Je lui rappelle alors le changement radical observé chez le numéro 10 de l’équipe de France de l’époque, François Trin d’Huc, qu’il avait sous ses ordres à Montpellier. Le joueur avait fait des progrès fulgurants dans son jeu au pied et Fabien Galthié explique alors comment il l’avait aidé à progresser : « Ses coups de pieds ne passaient pas. Il était stressé et dans une spirale négative. Je vais jouer au golf. Là je rencontre un spécialiste de la balistique. J’emmène Trin D’Huc. Il se met à comprendre les trajectoires, les frottements, les courbes, c’est-à-dire à cultiver une intelligence logique et mathématique qu’on n’enseigne pas dans les écoles de rugby … Il s’est mis à beaucoup mieux botter et est sorti du trou du stress. Mais rien ne remplace le vécu, l’expérience. Donc un coach qui viendrait de l’extérieur ça ne marcherait pas ».

Je me permets alors de souligner la contradiction, puisqu’il semble que l’apport de notions comme la balistique par quelqu’un d’extérieur a eu les résultats escomptés et que peu de coaches auraient eu l’intuition de Fabien. Il enchaîne sur le principe de la pépite : « Raconte-moi une histoire où tu as réussi quelque chose de grand, n’importe quoi, mais raconte-moi. On va « l’opérer » pour que le joueur retrouve sa pépite, être en position d’écoute et en sortir les points forts, surtout UN, pour l’ancrer ».

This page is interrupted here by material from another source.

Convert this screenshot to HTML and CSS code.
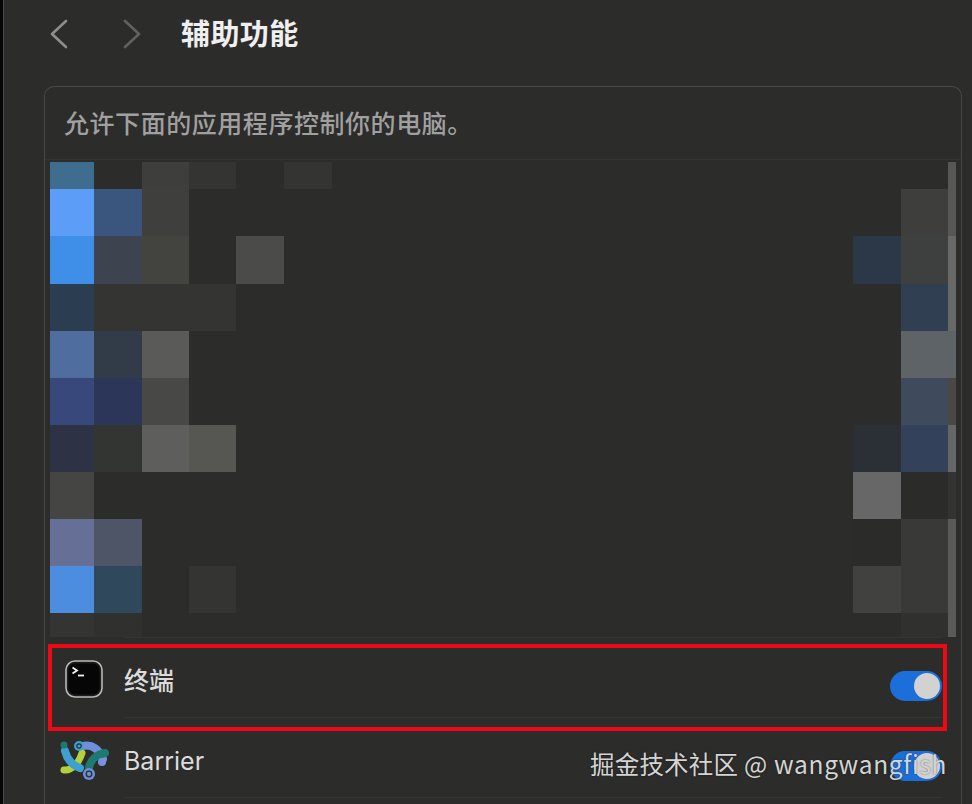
FILE: index.html
```html
<!DOCTYPE html>
<html lang="zh-CN">
<head>
    <meta charset="UTF-8">
    <meta name="viewport" content="width=device-width, initial-scale=1.0">
    <title>辅助功能</title>
    <link rel="stylesheet" href="styles.css">
</head>
<body>
    <div class="window">
        <div class="toolbar">
            <svg class="nav-icon" width="18" height="30" viewBox="0 0 18 30" fill="none" stroke="#8e8e8e" stroke-width="2.6" stroke-linecap="round" stroke-linejoin="round">
                <path d="M16 2 L2 15 L16 28"></path>
            </svg>
            <svg class="nav-icon nav-forward" width="18" height="30" viewBox="0 0 18 30" fill="none" stroke="#616161" stroke-width="2.6" stroke-linecap="round" stroke-linejoin="round">
                <path d="M2 2 L16 15 L2 28"></path>
            </svg>
            <h1 class="title">辅助功能</h1>
        </div>

        <div class="panel">
            <div class="panel-note">允许下面的应用程序控制你的电脑。</div>

            <!-- blurred out part of the app list -->
            <svg class="mosaic" width="906" height="475" viewBox="50 162 906 475">
                <rect x="50" y="162" width="44" height="27" fill="#3f6d8f"></rect>
                <rect x="142" y="162" width="47" height="27" fill="#3e3e3d"></rect>
                <rect x="189" y="162" width="47" height="27" fill="#343433"></rect>
                <rect x="284" y="162" width="48" height="27" fill="#343433"></rect>

                <rect x="50" y="189" width="44" height="47" fill="#5b9df7"></rect>
                <rect x="94" y="189" width="48" height="47" fill="#3a567f"></rect>
                <rect x="142" y="189" width="47" height="47" fill="#3f3f3e"></rect>
                <rect x="901" y="189" width="47" height="47" fill="#3e3e3d"></rect>

                <rect x="50" y="236" width="44" height="48" fill="#3f8fe8"></rect>
                <rect x="94" y="236" width="48" height="48" fill="#3e4350"></rect>
                <rect x="142" y="236" width="47" height="48" fill="#434340"></rect>
                <rect x="236" y="236" width="48" height="48" fill="#4b4b4a"></rect>
                <rect x="853" y="236" width="48" height="48" fill="#2c3747"></rect>
                <rect x="901" y="236" width="47" height="48" fill="#3e3f3f"></rect>

                <rect x="50" y="284" width="44" height="47" fill="#2b3d50"></rect>
                <rect x="94" y="284" width="142" height="47" fill="#343432"></rect>
                <rect x="901" y="284" width="47" height="47" fill="#303f51"></rect>

                <rect x="50" y="331" width="44" height="47" fill="#4f6d9e"></rect>
                <rect x="94" y="331" width="48" height="47" fill="#323b48"></rect>
                <rect x="142" y="331" width="47" height="47" fill="#5a5a58"></rect>
                <rect x="901" y="331" width="55" height="47" fill="#5d6367"></rect>

                <rect x="50" y="378" width="44" height="47" fill="#39487a"></rect>
                <rect x="94" y="378" width="48" height="47" fill="#2b3658"></rect>
                <rect x="142" y="378" width="47" height="47" fill="#484847"></rect>
                <rect x="901" y="378" width="47" height="47" fill="#3f4b5c"></rect>

                <rect x="50" y="425" width="44" height="47" fill="#2d3345"></rect>
                <rect x="94" y="425" width="48" height="47" fill="#333533"></rect>
                <rect x="142" y="425" width="47" height="47" fill="#5e5e5d"></rect>
                <rect x="189" y="425" width="47" height="47" fill="#565652"></rect>
                <rect x="853" y="425" width="48" height="47" fill="#2a3035"></rect>
                <rect x="901" y="425" width="47" height="47" fill="#33425a"></rect>

                <rect x="50" y="472" width="44" height="47" fill="#454543"></rect>
                <rect x="853" y="472" width="48" height="47" fill="#676767"></rect>
                <rect x="901" y="472" width="47" height="47" fill="#2b2b29"></rect>

                <rect x="50" y="519" width="44" height="47" fill="#666f96"></rect>
                <rect x="94" y="519" width="48" height="47" fill="#4e5566"></rect>
                <rect x="853" y="519" width="48" height="47" fill="#2b2b29"></rect>
                <rect x="901" y="519" width="47" height="47" fill="#393937"></rect>

                <rect x="50" y="566" width="44" height="47" fill="#4c8de0"></rect>
                <rect x="94" y="566" width="48" height="47" fill="#30485c"></rect>
                <rect x="189" y="566" width="47" height="47" fill="#343432"></rect>
                <rect x="853" y="566" width="48" height="47" fill="#41413f"></rect>
                <rect x="901" y="566" width="47" height="47" fill="#393937"></rect>

                <rect x="50" y="613" width="44" height="24" fill="#343432"></rect>
                <rect x="94" y="613" width="48" height="24" fill="#30302e"></rect>
                <rect x="901" y="613" width="47" height="24" fill="#30302e"></rect>

                <!-- scrollbar, pixelated along with the list -->
                <rect x="948" y="162" width="8" height="74" fill="#575755"></rect>
                <rect x="948" y="236" width="8" height="95" fill="#686866"></rect>
                <rect x="948" y="378" width="8" height="47" fill="#494845"></rect>
                <rect x="948" y="425" width="8" height="47" fill="#666664"></rect>
                <rect x="948" y="472" width="8" height="47" fill="#333331"></rect>
                <rect x="948" y="519" width="8" height="118" fill="#5a5a58"></rect>
            </svg>

            <div class="app-list">
                <div class="app-row app-row-marked">
                    <svg class="app-icon" width="38" height="38" viewBox="0 0 38 38" fill="none">
                        <rect x="1" y="1" width="36" height="36" rx="9" fill="#1c1c1c" stroke="#b8b8b8" stroke-width="1.6"></rect>
                        <rect x="3.5" y="3.5" width="31" height="31" rx="6.5" fill="#060606"></rect>
                        <path d="M7.5 7.5 L12 10.5 L7.5 13.5" stroke="#f2f2f2" stroke-width="1.8"></path>
                        <path d="M13 15.5 H19" stroke="#f2f2f2" stroke-width="1.8"></path>
                    </svg>
                    <div class="app-body app-body-first">
                        <span class="app-name app-name-cjk">终端</span>
                        <span class="toggle"><span class="toggle-knob"></span></span>
                    </div>
                </div>
                <div class="app-row">
                    <svg class="app-icon app-icon-wide" width="50" height="40" viewBox="0 0 50 40" fill="none" stroke-linecap="round">
                        <path d="M23 5 C32 3 40 9 43 18" stroke="#6f8fdc" stroke-width="8"></path>
                        <path d="M4 29 C12 30 19 22 22 12" stroke="#b3d13f" stroke-width="7"></path>
                        <path d="M5 10 C7 18 12 24 20 27" stroke="#3da0cf" stroke-width="8"></path>
                        <path d="M29 27 C30 19 37 13 45 12" stroke="#1d7a70" stroke-width="8"></path>
                        <circle cx="42" cy="21" r="4" fill="#7f8fe0"></circle>
                        <circle cx="4" cy="4" r="3.5" fill="#1d7a70"></circle>
                        <circle cx="19" cy="5" r="5" fill="#3da0cf"></circle>
                        <circle cx="19" cy="5" r="2.2" stroke="#23302f" stroke-width="1.2"></circle>
                        <circle cx="29" cy="33" r="6" fill="#6f8fdc"></circle>
                        <circle cx="29" cy="33" r="2.8" stroke="#2c2c2a" stroke-width="1.3"></circle>
                    </svg>
                    <div class="app-body">
                        <span class="app-name">Barrier</span>
                        <span class="toggle"><span class="toggle-knob"></span></span>
                    </div>
                </div>
            </div>
        </div>

        <div class="watermark">掘金技术社区 <span class="watermark-name">@ wangwangfish</span></div>
    </div>
</body>
</html>
```

FILE: styles.css
```css
:root {
    --background: #2c2c2a;
    --line: #484847;
    --line-soft: #343432;
    --text: #dcdcdc;
    --blue: #1c6fd8;
}

* {
    box-sizing: border-box;
    margin: 0;
    padding: 0;
}

html, body {
    height: 100%;
}

body {
    background: var(--background);
    overflow: hidden;
    font-family: "Noto Sans CJK SC", "Noto Sans", sans-serif;
}

.window {
    position: relative;
    height: 804px;
    overflow: hidden;
    border-left: 3px solid #050505;
    box-shadow: inset 1px 0 0 var(--line);
}

.toolbar {
    display: flex;
    align-items: center;
    height: 67px;
    margin-bottom: 19px;
    padding-left: 47px;
}

.nav-forward {
    margin-left: 55px;
}

.title {
    margin: 0 0 3px 40px;
    font-size: 29px;
    font-weight: 700;
    letter-spacing: 0.4px;
    line-height: 1;
    color: #efefef;
}

.panel {
    width: 918px;
    height: 720px;
    margin-left: 41px;
    border: 1px solid var(--line);
    border-bottom: none;
    border-radius: 10px 10px 0 0;
}

.panel-note {
    height: 73px;
    padding-left: 19px;
    border-bottom: 1px solid var(--line-soft);
    font-size: 25px;
    font-weight: 500;
    letter-spacing: 0.55px;
    line-height: 71px;
    color: #a0a0a0;
}

.mosaic {
    display: block;
    margin: 2px 0 0 5px;
}

.app-row {
    display: flex;
    padding: 0 19px 0 20px;
}

.app-icon {
    flex-shrink: 0;
    margin-top: 23px;
    margin-right: 21px;
}

.app-icon-wide {
    margin-left: -5px;
    margin-right: 14px;
}

.app-body {
    flex: 1;
    display: flex;
    justify-content: space-between;
    height: 80px;
    border-bottom: 1px solid var(--line-soft);
}

.app-body-first {
    height: 81px;
    border-top: 1px solid var(--line-soft);
}

.app-name {
    margin-top: 28px;
    font-family: "Inter", "Liberation Sans", sans-serif;
    font-size: 25px;
    line-height: 30px;
    color: var(--text);
}

.app-name-cjk {
    margin-top: 26px;
    font-family: "Noto Sans CJK SC", sans-serif;
    font-weight: 500;
}

.toggle {
    display: flex;
    justify-content: flex-end;
    align-items: center;
    width: 52px;
    height: 30px;
    margin-top: 33px;
    padding-right: 2px;
    border-radius: 15px;
    background: var(--blue);
}

.toggle-knob {
    width: 26px;
    height: 26px;
    border-radius: 50%;
    background: #d2d2d2;
}

/* red box drawn over the screenshot */
.app-row-marked {
    position: relative;
}

.app-row-marked::after {
    content: "";
    box-sizing: border-box;
    position: absolute;
    top: 7px;
    left: 3px;
    width: 899px;
    height: 87px;
    border: 4px solid #ee0a14;
}

.watermark {
    position: absolute;
    top: 746px;
    left: 587px;
    font-size: 24.5px;
    letter-spacing: 0.2px;
    line-height: 36px;
    white-space: nowrap;
    color: #d4d4d4;
    text-shadow: 0 0 2px rgba(0, 0, 0, 0.5);
}

.watermark-name {
    letter-spacing: 0.7px;
}
```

Je reviens sur la notion de coaching, éloigné du sujet, telle qu’enseignée à HEC. « Pourquoi pas dans le sens où il faille être loin du sujet. Mais il m’est difficile d’être en position basse car je suis trop impliqué dans le rugby ».

J’évoque une possibilité d’ouverture vers les 10 intelligences, qui permettent à des champions de le devenir en cultivant des aptitudes très éloignées, comme je l’avais remarqué chez Rafael Nadal. « Ta démarche est bonne car tu es dans l’ouverture et tu captures. Mais tu vas être confronté à une jeune population, tellement soumise au stress dû à des contraintes, la pression médiatique, l’environnement proche, qu’elle développe un réseau d’appui pas toujours bien choisi (Exemple de l’importance énorme des agents) ».

Enfin, lui qui avait été sur la défensive jusque-là, se révèle finalement très ouvert – rien d’étonnant à cela vu sa grande ouverture d’esprit et me fait cette confidence à l’issue de notre dîner : « J’avais une pubalgie qui ne passait pas. J’ai tout essayé. On me recommande alors un kiné qui résidait à 35 km de Colomiers. Le type me recevait tard. Une fois par semaine, toujours à des horaires impossibles. Il m’a fait du crânien, des exercices de respirations, et surtout il m’a dit : vous allez la soigner. Tout seul. Je me rendais compte que j’allais chez lui pour parler de tout sauf du rugby ou de ma blessure. Le type restait en position basse. Mes questions qui n’avaient rien à voir avec mon problème, et il me laissait répondre tout seul. Au final, ma blessure a disparu. Il m’a appris à me coacher ».

De là à considérer que l’intuition tient une place essentielle en matière de coaching, outre la seule analyse, il n’y a qu’un pas… Et c’est probablement cette même intuition qui a conduit Fabien Galthié sur les chemins du succès.